Task goal – Return all of the data exactly, with nothing left out but the pictures.

Data records –
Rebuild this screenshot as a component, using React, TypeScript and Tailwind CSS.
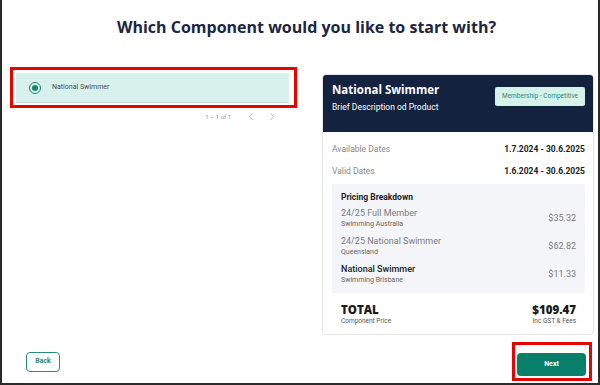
import React from "react";

const heading = { fontFamily: '"Open Sans", "Noto Sans", sans-serif' };
const body = { fontFamily: 'Roboto, "Liberation Sans", sans-serif' };

const items = [
  { name: "24/25 Full Member", org: "Swimming Australia", price: "$35.32", dark: false },
  { name: "24/25 National Swimmer", org: "Queensland", price: "$62.82", dark: false },
  { name: "National Swimmer", org: "Swimming Brisbane", price: "$11.33", dark: true },
];

const Chevron = ({ left }: { left?: boolean }) => (
  <svg width="6" height="9" viewBox="0 0 6 9" fill="none">
    <path
      d={left ? "M4.5 1 L1.5 4.5 L4.5 8" : "M1.5 1 L4.5 4.5 L1.5 8"}
      stroke="#b5b5b5"
      strokeWidth="0.9"
    />
  </svg>
);

export default function App() {
  return (
    <div
      className="w-[600px] h-[385px] bg-white border-l-2 border-r-2 border-b-2 border-[#2b2b2b] flex flex-col overflow-hidden"
      style={body}
    >
      {/* title */}
      <h1
        className="mt-[16px] pl-[13px] text-center text-[16px] leading-[22px] font-bold text-[#1b2640]"
        style={heading}
      >
        Which Component would you like to start with?
      </h1>

      <div className="mt-[29px] flex items-start">
        {/* component list */}
        <div className="ml-[8px] w-[287px] flex flex-col">
          <div className="border-[3px] border-[#e10600] pt-[3px] pb-[2px] pl-[3px] pr-[5px]">
            <div className="h-[30px] bg-[#d9f1ec] border-b border-[#c5d9d4] flex items-center pl-[13px]">
              <span className="w-[12px] h-[12px] rounded-full border-[1.5px] border-[#17876f] flex items-center justify-center">
                <span className="w-[6px] h-[6px] rounded-full bg-[#17876f]" />
              </span>
              <span className="ml-[11px] text-[7px] text-[#4a4a4a]">National Swimmer</span>
            </div>
          </div>
          <div className="mt-[4px] flex items-center justify-end pr-[22px] text-[6px] text-[#9a9a9a]">
            <span>1 – 1 of 1</span>
            <span className="ml-[17px]"><Chevron left /></span>
            <span className="ml-[15px]"><Chevron /></span>
          </div>
        </div>

        {/* product card */}
        <div className="ml-[25px] mt-[7px] w-[272px] rounded-[4px] border border-[#e2e4e8] overflow-hidden">
          <div className="h-[57px] bg-[#13223f] flex justify-between items-start pl-[9px] pr-[8px] pt-[7px]">
            <div>
              <div className="text-[11.5px] leading-[16px] font-bold text-white" style={heading}>
                National Swimmer
              </div>
              <div className="mt-[3px] text-[8.5px] leading-[12px] text-white">Brief Description od Product</div>
            </div>
            <div className="mt-[5px] w-[90px] h-[19px] rounded-[2px] bg-[#d5f2ea] flex items-center justify-center text-[6.5px] text-[#2f8a73]">
              Membership - Competitive
            </div>
          </div>

          <div className="pl-[9px] pr-[8px] pt-[10px] pb-[8px]">
            <div className="flex justify-between text-[8.5px] leading-[14px]">
              <span className="text-[#8a8a8a]">Available Dates</span>
              <span className="font-bold text-[#222]">1.7.2024 - 30.6.2025</span>
            </div>
            <div className="mt-[8px] flex justify-between text-[8.5px] leading-[14px]">
              <span className="text-[#8a8a8a]">Valid Dates</span>
              <span className="font-bold text-[#222]">1.6.2024 - 30.6.2025</span>
            </div>

            <div className="mt-[6px] bg-[#f3f5f8] px-[9px] pt-[7px] pb-[8px]">
              <div className="text-[8.5px] leading-[12px] font-bold text-[#222]">Pricing Breakdown</div>
              <div className="mt-[5px] flex flex-col gap-[7px]">
                {items.map((it) => (
                  <div key={it.name} className="flex justify-between items-center">
                    <div>
                      <div className={`text-[9px] leading-[11px] ${it.dark ? "text-[#222] font-medium" : "text-[#7d7d7d]"}`}>
                        {it.name}
                      </div>
                      <div className="text-[7px] leading-[10px] text-[#666]">{it.org}</div>
                    </div>
                    <span className="text-[9px] text-[#7d7d7d]">{it.price}</span>
                  </div>
                ))}
              </div>
            </div>

            <div className="mt-[10px] px-[9px] flex justify-between items-end">
              <div>
                <div className="text-[11.5px] leading-[14px] font-extrabold text-[#1b1b1b]" style={heading}>
                  TOTAL
                </div>
                <div className="text-[6.5px] leading-[9px] text-[#555]">Component Price</div>
              </div>
              <div className="text-right">
                <div className="text-[11.5px] leading-[14px] font-extrabold text-[#1b1b1b]" style={heading}>
                  $109.47
                </div>
                <div className="text-[6.5px] leading-[9px] text-[#555]">Inc GST &amp; Fees</div>
              </div>
            </div>
          </div>
        </div>
      </div>

      {/* footer */}
      <div className="mt-auto pb-[2px] pl-[24px] pr-[6px] flex justify-between items-center">
        <button className="w-[34px] h-[20px] rounded-[4px] border border-[#2a8a78] text-[7px] font-bold text-[#2a8a78]">
          Back
        </button>
        <div className="border-[3px] border-[#e10600] pt-[4px] pb-[2px] pl-[2px] pr-[3px]">
          <button className="w-[69px] h-[23px] rounded-[4px] bg-[#077f6b] text-[7px] font-bold text-white">
            Next
          </button>
        </div>
      </div>
    </div>
  );
}
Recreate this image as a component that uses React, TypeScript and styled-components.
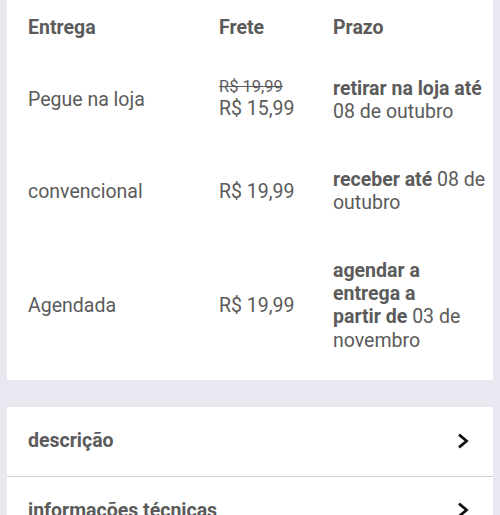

Answer to the problem –
Rebuild this screenshot as a component, using React, TypeScript and Tailwind CSS.
import React from "react";

const heading = { fontFamily: '"Open Sans", "Noto Sans", sans-serif' };
const body = { fontFamily: 'Roboto, "Liberation Sans", sans-serif' };

const items = [
  { name: "24/25 Full Member", org: "Swimming Australia", price: "$35.32", dark: false },
  { name: "24/25 National Swimmer", org: "Queensland", price: "$62.82", dark: false },
  { name: "National Swimmer", org: "Swimming Brisbane", price: "$11.33", dark: true },
];

const Chevron = ({ left }: { left?: boolean }) => (
  <svg width="6" height="9" viewBox="0 0 6 9" fill="none">
    <path
      d={left ? "M4.5 1 L1.5 4.5 L4.5 8" : "M1.5 1 L4.5 4.5 L1.5 8"}
      stroke="#b5b5b5"
      strokeWidth="0.9"
    />
  </svg>
);

export default function App() {
  return (
    <div
      className="w-[600px] h-[385px] bg-white border-l-2 border-r-2 border-b-2 border-[#2b2b2b] flex flex-col overflow-hidden"
      style={body}
    >
      {/* title */}
      <h1
        className="mt-[16px] pl-[13px] text-center text-[16px] leading-[22px] font-bold text-[#1b2640]"
        style={heading}
      >
        Which Component would you like to start with?
      </h1>

      <div className="mt-[29px] flex items-start">
        {/* component list */}
        <div className="ml-[8px] w-[287px] flex flex-col">
          <div className="border-[3px] border-[#e10600] pt-[3px] pb-[2px] pl-[3px] pr-[5px]">
            <div className="h-[30px] bg-[#d9f1ec] border-b border-[#c5d9d4] flex items-center pl-[13px]">
              <span className="w-[12px] h-[12px] rounded-full border-[1.5px] border-[#17876f] flex items-center justify-center">
                <span className="w-[6px] h-[6px] rounded-full bg-[#17876f]" />
              </span>
              <span className="ml-[11px] text-[7px] text-[#4a4a4a]">National Swimmer</span>
            </div>
          </div>
          <div className="mt-[4px] flex items-center justify-end pr-[22px] text-[6px] text-[#9a9a9a]">
            <span>1 – 1 of 1</span>
            <span className="ml-[17px]"><Chevron left /></span>
            <span className="ml-[15px]"><Chevron /></span>
          </div>
        </div>

        {/* product card */}
        <div className="ml-[25px] mt-[7px] w-[272px] rounded-[4px] border border-[#e2e4e8] overflow-hidden">
          <div className="h-[57px] bg-[#13223f] flex justify-between items-start pl-[9px] pr-[8px] pt-[7px]">
            <div>
              <div className="text-[11.5px] leading-[16px] font-bold text-white" style={heading}>
                National Swimmer
              </div>
              <div className="mt-[3px] text-[8.5px] leading-[12px] text-white">Brief Description od Product</div>
            </div>
            <div className="mt-[5px] w-[90px] h-[19px] rounded-[2px] bg-[#d5f2ea] flex items-center justify-center text-[6.5px] text-[#2f8a73]">
              Membership - Competitive
            </div>
          </div>

          <div className="pl-[9px] pr-[8px] pt-[10px] pb-[8px]">
            <div className="flex justify-between text-[8.5px] leading-[14px]">
              <span className="text-[#8a8a8a]">Available Dates</span>
              <span className="font-bold text-[#222]">1.7.2024 - 30.6.2025</span>
            </div>
            <div className="mt-[8px] flex justify-between text-[8.5px] leading-[14px]">
              <span className="text-[#8a8a8a]">Valid Dates</span>
              <span className="font-bold text-[#222]">1.6.2024 - 30.6.2025</span>
            </div>

            <div className="mt-[6px] bg-[#f3f5f8] px-[9px] pt-[7px] pb-[8px]">
              <div className="text-[8.5px] leading-[12px] font-bold text-[#222]">Pricing Breakdown</div>
              <div className="mt-[5px] flex flex-col gap-[7px]">
                {items.map((it) => (
                  <div key={it.name} className="flex justify-between items-center">
                    <div>
                      <div className={`text-[9px] leading-[11px] ${it.dark ? "text-[#222] font-medium" : "text-[#7d7d7d]"}`}>
                        {it.name}
                      </div>
                      <div className="text-[7px] leading-[10px] text-[#666]">{it.org}</div>
                    </div>
                    <span className="text-[9px] text-[#7d7d7d]">{it.price}</span>
                  </div>
                ))}
              </div>
            </div>

            <div className="mt-[10px] px-[9px] flex justify-between items-end">
              <div>
                <div className="text-[11.5px] leading-[14px] font-extrabold text-[#1b1b1b]" style={heading}>
                  TOTAL
                </div>
                <div className="text-[6.5px] leading-[9px] text-[#555]">Component Price</div>
              </div>
              <div className="text-right">
                <div className="text-[11.5px] leading-[14px] font-extrabold text-[#1b1b1b]" style={heading}>
                  $109.47
                </div>
                <div className="text-[6.5px] leading-[9px] text-[#555]">Inc GST &amp; Fees</div>
              </div>
            </div>
          </div>
        </div>
      </div>

      {/* footer */}
      <div className="mt-auto pb-[2px] pl-[24px] pr-[6px] flex justify-between items-center">
        <button className="w-[34px] h-[20px] rounded-[4px] border border-[#2a8a78] text-[7px] font-bold text-[#2a8a78]">
          Back
        </button>
        <div className="border-[3px] border-[#e10600] pt-[4px] pb-[2px] pl-[2px] pr-[3px]">
          <button className="w-[69px] h-[23px] rounded-[4px] bg-[#077f6b] text-[7px] font-bold text-white">
            Next
          </button>
        </div>
      </div>
    </div>
  );
}
Recreate this image as a component that uses React, TypeScript and styled-components.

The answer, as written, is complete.